You’re missing the fun part. I don’t even like snow activities these days because I don’t like being cold.
I live in NYC, snow isn’t a novelty for me, and unlike most people who live in areas with seasons, we have to walk through it. And it turns grey in like an hour from the pollution, where it isn’t yellow or brown from dog shit. At least you hope it’s dog shit. I hate, hate, HATE, the snow.
So… your friends just don’t know this or they just don’t care?
Oh definitely the second one. It was family, not friends.
oh yeah family, well… yeah…
You could can do a snow shoe tour of Crater Lake next time. You stay on top of the snow then!
They tried to take me to crater lake, I rebelled.
I’m not a nature guy.
There really isn’t much to do but nature look, but man, it’s beautiful, incredible… like a natural wonder kind of thing. They put subs in there! the umm smaller ones of course.
Well I don’t know how you could live in NYC and also be a nature guy. Those two states would war with each other constantly, probably take years off your life.

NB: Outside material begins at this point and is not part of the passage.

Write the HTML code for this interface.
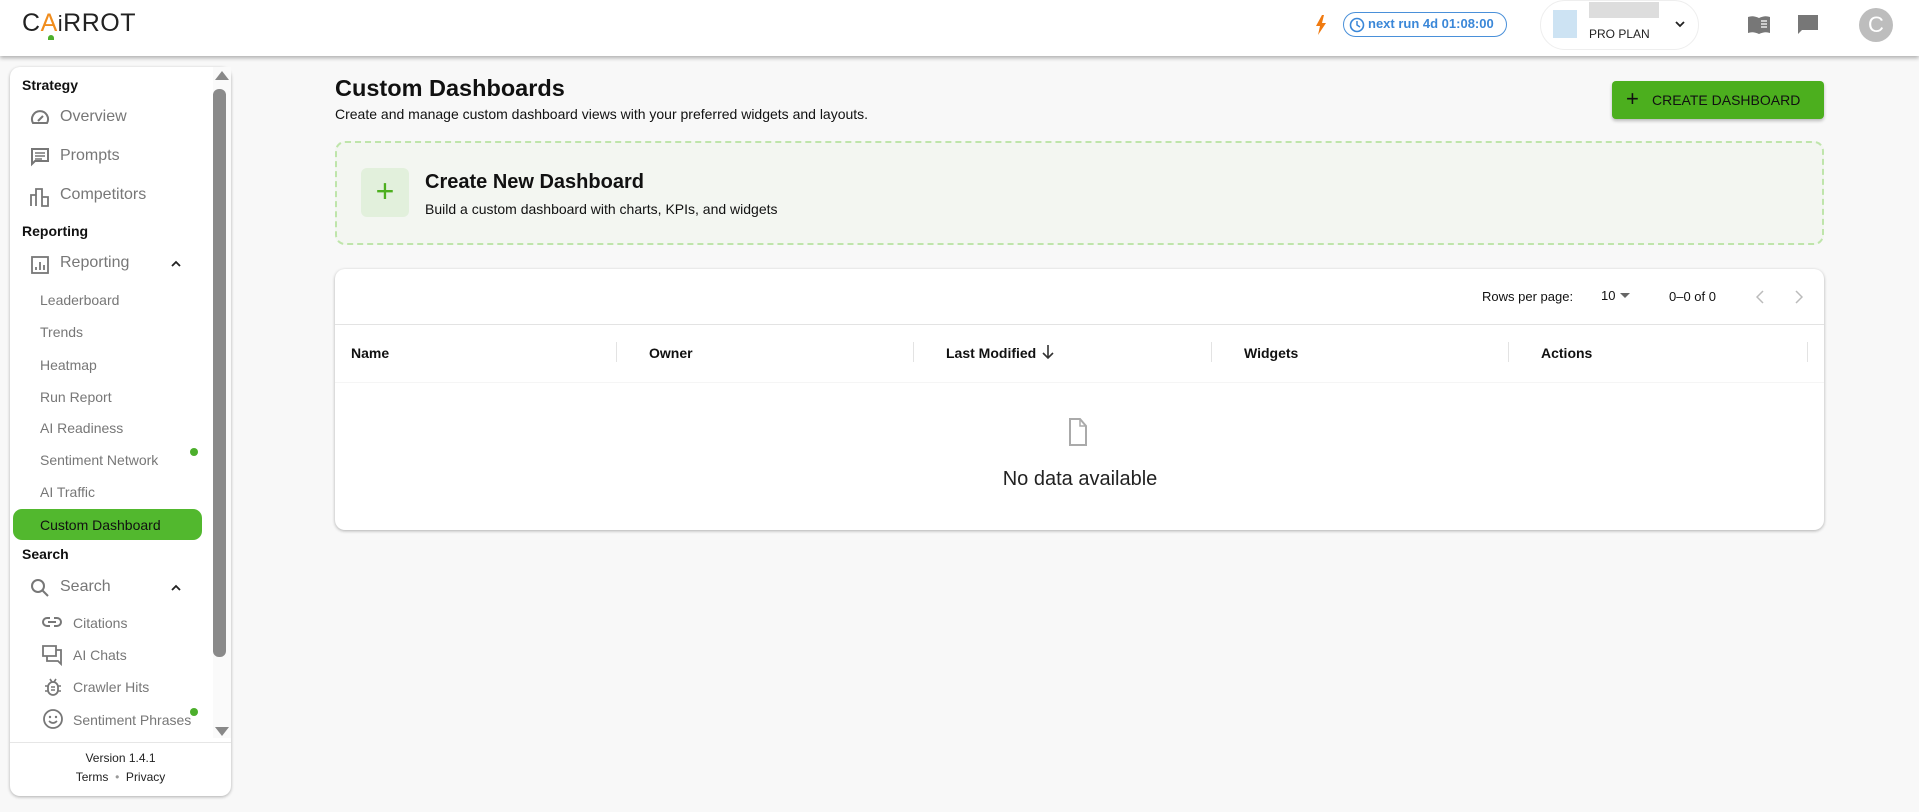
<!DOCTYPE html>
<html><head><style>
*{box-sizing:border-box;margin:0;padding:0}
body{width:1919px;height:812px;background:#f8f8f8;font-family:"Liberation Sans",Arial,sans-serif;position:relative;overflow:hidden;color:#111}
.a{position:absolute}
.hdr{left:0;top:0;width:1919px;height:56px;background:#fff;box-shadow:0 2px 4px rgba(0,0,0,.3);z-index:2}
.side{left:10px;top:67px;width:221px;height:729px;background:#fff;border-radius:10px;box-shadow:0 1px 3px rgba(0,0,0,.3)}
.lbl{font-weight:bold;font-size:14px;left:12px}
.it{font-size:16px;color:#777;left:50px}
.sub{font-size:14px;color:#777;left:30px}
.ico{left:20px}
.th{font-weight:bold;font-size:14px;top:345px}
.sep{width:1px;height:20px;background:#e3e3e3;top:342px}
</style></head><body>
<div class="a hdr">
 <div class="a" style="left:22px;top:9px;font-size:25px;letter-spacing:0.5px;color:#222">C<span style="color:#f08c1c">A</span><span style="font-size:22px">i</span>RROT</div>
 <div class="a" style="left:48px;top:35px;width:6px;height:5px;background:#4caf2c;border-radius:3px 3px 0 0"></div>
 <svg class="a" style="left:1315px;top:15px" width="12" height="20" viewBox="0 0 12 20"><path d="M7 0L1 11h4l-2 9 8-12H7l2-8z" fill="#f07a10"/></svg>
 <div class="a" style="left:1343px;top:12px;width:164px;height:25px;border:1.5px solid #4a90d9;border-radius:13px;color:#3a87d8;font-weight:bold;font-size:13px;line-height:22px;padding-left:24px">next run 4d 01:08:00</div>
 <svg class="a" style="left:1349px;top:17px" width="16" height="16" viewBox="0 0 16 16"><circle cx="8" cy="8" r="6.5" fill="none" stroke="#3a87d8" stroke-width="1.6"/><path d="M8 4v4l3 2" fill="none" stroke="#3a87d8" stroke-width="1.5"/></svg>
 <div class="a" style="left:1540px;top:0;width:159px;height:50px;border:1px solid #eee;border-radius:25px"></div>
 <div class="a" style="left:1553px;top:10px;width:24px;height:28px;background:#cde3f3"></div>
 <div class="a" style="left:1589px;top:2px;width:70px;height:16px;background:#ddd"></div>
 <div class="a" style="left:1589px;top:27px;font-size:12px;color:#222">PRO PLAN</div>
 <svg class="a" style="left:1674px;top:20px" width="12" height="8" viewBox="0 0 12 8"><path d="M2 2l4 4 4-4" fill="none" stroke="#222" stroke-width="1.8"/></svg>
 <svg class="a" style="left:1747px;top:14px" width="24" height="22" viewBox="0 0 24 22"><path d="M1 3q5-2 11 1q6-3 11-1v16q-5-2-11 1q-6-3-11-1z" fill="#777"/><path d="M14 7h6M14 10h6M14 13h6" stroke="#fff" stroke-width="1.2"/></svg>
 <svg class="a" style="left:1797px;top:14px" width="22" height="22" viewBox="0 0 22 22"><path d="M1 1h20v15H5l-4 4z" fill="#777"/></svg>
 <div class="a" style="left:1859px;top:8px;width:34px;height:34px;border-radius:50%;background:#bdbdbd;color:#fff;font-size:22px;text-align:center;line-height:34px">C</div>
</div>

<div class="a side">
 <div class="a" style="left:203px;top:0;width:18px;height:671px;background:#fafafa"></div>
 <svg class="a" style="left:205px;top:3px" width="14" height="10"><path d="M0 10L7 1l7 9z" fill="#888"/></svg>
 <div class="a" style="left:203px;top:22px;width:13px;height:568px;background:#8a8a8a;border-radius:6px"></div>
 <svg class="a" style="left:205px;top:660px" width="14" height="10"><path d="M0 0h14L7 9z" fill="#888"/></svg>
 <div class="a lbl" style="top:10px">Strategy</div>
 <svg class="a ico" style="top:41px" width="20" height="18" viewBox="0 0 20 18"><path d="M3 15a8 8 0 1 1 14 0z" fill="none" stroke="#777" stroke-width="2"/><path d="M8 13l5-5" stroke="#777" stroke-width="2"/></svg>
 <div class="a it" style="top:41px">Overview</div>
 <svg class="a ico" style="top:80px" width="20" height="20" viewBox="0 0 20 20"><path d="M2 2h16v12H5l-3 3z" fill="none" stroke="#777" stroke-width="2"/><path d="M5 6h10M5 9h10M5 12h7" stroke="#777" stroke-width="1.5"/></svg>
 <div class="a it" style="top:80px">Prompts</div>
 <svg class="a ico" style="top:120px" width="20" height="20" viewBox="0 0 20 20"><path d="M1 19V8h5v11M6 19V2h6v17M12 19V10h6v9z" fill="none" stroke="#777" stroke-width="1.8"/></svg>
 <div class="a it" style="top:119px">Competitors</div>
 <div class="a lbl" style="top:156px">Reporting</div>
 <svg class="a ico" style="top:188px" width="20" height="20" viewBox="0 0 20 20"><rect x="2" y="2" width="16" height="16" fill="none" stroke="#777" stroke-width="1.8"/><path d="M6 15v-3M10 15V7M14 15v-5" stroke="#777" stroke-width="1.8"/></svg>
 <div class="a it" style="top:187px">Reporting</div>
 <svg class="a" style="left:160px;top:193px" width="12" height="8"><path d="M2 6l4-4 4 4" fill="none" stroke="#222" stroke-width="1.8"/></svg>
 <div class="a sub" style="top:225px">Leaderboard</div>
 <div class="a sub" style="top:257px">Trends</div>
 <div class="a sub" style="top:290px">Heatmap</div>
 <div class="a sub" style="top:322px">Run Report</div>
 <div class="a sub" style="top:353px">AI Readiness</div>
 <div class="a sub" style="top:385px">Sentiment Network</div>
 <div class="a" style="left:180px;top:381px;width:8px;height:8px;border-radius:50%;background:#4caf2c"></div>
 <div class="a sub" style="top:417px">AI Traffic</div>
 <div class="a" style="left:3px;top:442px;width:189px;height:31px;background:#52b82e;border-radius:9px"></div>
 <div class="a sub" style="top:450px;color:#111">Custom Dashboard</div>
 <div class="a lbl" style="top:479px">Search</div>
 <svg class="a ico" style="top:511px" width="20" height="20" viewBox="0 0 20 20"><circle cx="8" cy="8" r="6" fill="none" stroke="#777" stroke-width="2"/><path d="M12.5 12.5L18 18" stroke="#777" stroke-width="2"/></svg>
 <div class="a it" style="top:511px">Search</div>
 <svg class="a" style="left:160px;top:517px" width="12" height="8"><path d="M2 6l4-4 4 4" fill="none" stroke="#222" stroke-width="1.8"/></svg>
 <svg class="a" style="left:32px;top:549px" width="20" height="12" viewBox="0 0 20 12"><path d="M8 2H5a4 4 0 0 0 0 8h3M12 2h3a4 4 0 0 1 0 8h-3M6 6h8" fill="none" stroke="#777" stroke-width="2"/></svg>
 <div class="a sub" style="left:63px;top:548px">Citations</div>
 <svg class="a" style="left:32px;top:578px" width="20" height="22" viewBox="0 0 20 22"><path d="M1 1h13v10H1zM5 11v5h11l3 3V5h-5" fill="none" stroke="#777" stroke-width="1.8"/></svg>
 <div class="a sub" style="left:63px;top:580px">AI Chats</div>
 <svg class="a" style="left:34px;top:610px" width="18" height="20" viewBox="0 0 18 20"><rect x="4" y="5" width="10" height="13" rx="5" fill="none" stroke="#777" stroke-width="1.8"/><path d="M1 9h3M14 9h3M1 14h3M14 14h3M6 2l2 3M12 2l-2 3M7 10h4M7 13h4" stroke="#777" stroke-width="1.6"/></svg>
 <div class="a sub" style="left:63px;top:612px">Crawler Hits</div>
 <svg class="a" style="left:32px;top:641px" width="22" height="22" viewBox="0 0 22 22"><circle cx="11" cy="11" r="9" fill="none" stroke="#777" stroke-width="1.8"/><circle cx="8" cy="9" r="1.2" fill="#777"/><circle cx="14" cy="9" r="1.2" fill="#777"/><path d="M7 13q4 4 8 0" fill="none" stroke="#777" stroke-width="1.6"/></svg>
 <div class="a sub" style="left:63px;top:645px">Sentiment Phrases</div>
 <div class="a" style="left:180px;top:641px;width:8px;height:8px;border-radius:50%;background:#4caf2c"></div>
 <div class="a" style="left:0;top:675px;width:221px;height:1px;background:#e6e6e6"></div>
 <div class="a" style="left:0;top:684px;width:221px;text-align:center;font-size:12px;color:#222">Version 1.4.1</div>
 <div class="a" style="left:0;top:703px;width:221px;text-align:center;font-size:12px;color:#222">Terms &nbsp;<span style="color:#999">•</span>&nbsp; Privacy</div>
</div>

<div class="a" style="left:335px;top:75px;font-size:23.5px;font-weight:bold">Custom Dashboards</div>
<div class="a" style="left:335px;top:106px;font-size:14px">Create and manage custom dashboard views with your preferred widgets and layouts.</div>
<div class="a" style="left:1612px;top:81px;width:212px;height:38px;background:#4caf1e;border-radius:4px;box-shadow:0 2px 3px rgba(0,0,0,.25);font-size:14px;line-height:38px;padding-left:40px;color:#111">CREATE DASHBOARD</div>
<div class="a" style="left:1626px;top:89px;font-size:22px;line-height:20px">+</div>

<div class="a" style="left:335px;top:141px;width:1489px;height:104px;border:2px dashed #bfe5ab;border-radius:10px;background:#f3f6f1"></div>
<div class="a" style="left:361px;top:168px;width:48px;height:49px;background:#e2f0dc;border-radius:6px;color:#4caf1e;font-size:32px;text-align:center;line-height:46px">+</div>
<div class="a" style="left:425px;top:171px;font-size:20px;font-weight:bold">Create New Dashboard</div>
<div class="a" style="left:425px;top:201px;font-size:14px">Build a custom dashboard with charts, KPIs, and widgets</div>

<div class="a" style="left:335px;top:269px;width:1489px;height:261px;background:#fff;border-radius:10px;box-shadow:0 1px 3px rgba(0,0,0,.3)">
 <div class="a" style="left:0;top:55px;width:1489px;height:1px;background:#e3e3e3"></div>
 <div class="a" style="left:0;top:113px;width:1489px;height:1px;background:#f5f5f5"></div>
</div>
<div class="a" style="left:1482px;top:289px;font-size:13px">Rows per page:</div>
<div class="a" style="left:1601px;top:288px;font-size:13px">10</div>
<svg class="a" style="left:1620px;top:293px" width="10" height="6"><path d="M0 0h10L5 5z" fill="#666"/></svg>
<div class="a" style="left:1669px;top:289px;font-size:13px">0–0 of 0</div>
<svg class="a" style="left:1756px;top:290px" width="8" height="14"><path d="M7 1L1 7l6 6" fill="none" stroke="#bbb" stroke-width="1.5"/></svg>
<svg class="a" style="left:1795px;top:290px" width="8" height="14"><path d="M1 1l6 6-6 6" fill="none" stroke="#bbb" stroke-width="1.5"/></svg>
<div class="a th" style="left:351px">Name</div>
<div class="a th" style="left:649px">Owner</div>
<div class="a th" style="left:946px">Last Modified</div>
<svg class="a" style="left:1042px;top:344px" width="12" height="16"><path d="M6 1v13M1 9l5 5 5-5" fill="none" stroke="#333" stroke-width="1.6"/></svg>
<div class="a th" style="left:1244px">Widgets</div>
<div class="a th" style="left:1541px">Actions</div>
<div class="a sep" style="left:616px"></div><div class="a sep" style="left:913px"></div><div class="a sep" style="left:1211px"></div><div class="a sep" style="left:1508px"></div><div class="a sep" style="left:1807px"></div>
<svg class="a" style="left:1069px;top:418px" width="18" height="28" viewBox="0 0 18 28"><path d="M1 1h10l6 7v19H1z" fill="none" stroke="#aaa" stroke-width="2"/><path d="M11 1v7h6" fill="none" stroke="#aaa" stroke-width="1.5"/></svg>
<div class="a" style="left:935px;top:468px;width:290px;text-align:center;font-size:20px;color:#222">No data available</div>
</body></html>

I love deep deep snow. I have snow shoes and only get to use them once a year and I go out of my way to do so. I have an urge to buy an ATV and put a plow blade on it and plow all my neighbours long driveways (I live in a neighborhood with short driveways). I like the exercise that comes with shoveling. I like researching a snow blower - there are cordless electric ones now that are decently powerful, at least for home use. I love driving my car with decent winter tires on packed snow - love the feeling of security of going 50mph on snow. I like skiing cross country and downhill. I like watching the kids skate though I’m not a huge hockey fan. I like dressing up warm and going on a long walk giving an FU to mother nature.
I get tired of winter too though.
If I were to live in the US, I would go for North Carolina. They have real winters that you can enjoy and go skiing, but they’re short. It’s within a convenient drive of nature, ocean, road biking, history, hills, Washington DC, and (could be wrong here) relatively left-leaning.